In 2005, she took them to Balaam Park in Plaistow to give them an impromptu basketball lesson. Her sons loved it and told their friends, while other young people in the park asked to join in. Within weeks, 30 young people were taking part in the sessions. The need for a fun, safe, healthy activity was obvious.

In 2006, Natasha created the charity Newham All Star Sports Academy (NASSA) with just £20 in the bank to provide basketball sessions for young people in the London Borough of Newham.

Those young people over the age of 16 were given the opportunity to gain basketball coaching qualifications and to shape NASSA’s future as well as their own.

Backgrounds and personal circumstances were unimportant. Natasha offered a fresh start to everyone. Her aim has always been to produce good citizens as much as great basketball players. Most of all, she wants to create good citizens for Newham. The mentoring talks delivered by NASSA coaches under its Carry A Basketball Not A Blade (CABNAB), initiative educates 2,000 young people in Newham schools and colleges every week about the dangers of knife crime and gang culture.

Natasha views NASSA as a vehicle for educating the young people in her charge and for giving them access to opportunities that often do not exist for young people in disadvantaged communities such as Newham.

Using links with her homeland, she arranged a visit to Newham by the Dynamo Moscow basketball club in September 2015. This included a unique match between the Under-15s sides of NASSA and Dynamo as well as a reception at the Houses of Parliament to which the NASSA young people were also invited.

Local stakeholders have always been central to Natasha’s vision for NASSA. She works tirelessly to keep her local partners, which include Tate & Lyle Sugars, London City Airport, the University of East London, ExCel and the London Borough of Newham, informed about the charity and its programmes and achievements.

Natasha holds the unique distinction of having carried torches at consecutive Olympiads. She was invited to carry the Olympic Torch for the London 2012 Games and, hailing from the Sochi region of Russia, she was then chosen to carry the Paralympic Torch ahead of the Sochi 2014 Winter Games.

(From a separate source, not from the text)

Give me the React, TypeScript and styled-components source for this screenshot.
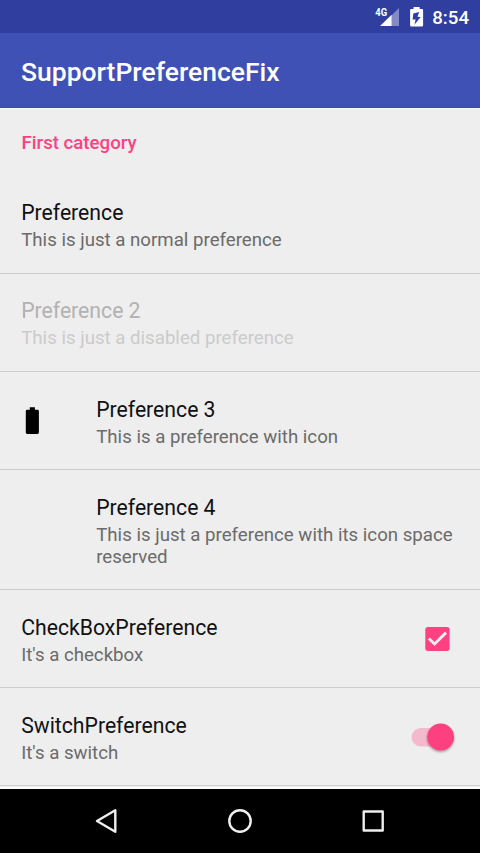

In June 2015, Natasha was made a Member of the British Empire (MBE) in the Queen’s Birthday Honours list for services to Sport in East London.

She is adamant that every award has been an award for NASSA, not herself. On receiving the MBE, Natasha said: “If I could, I would share this honour with everyone in the NASSA family because the players, the parents, the coaches, the volunteers, they all deserve it.”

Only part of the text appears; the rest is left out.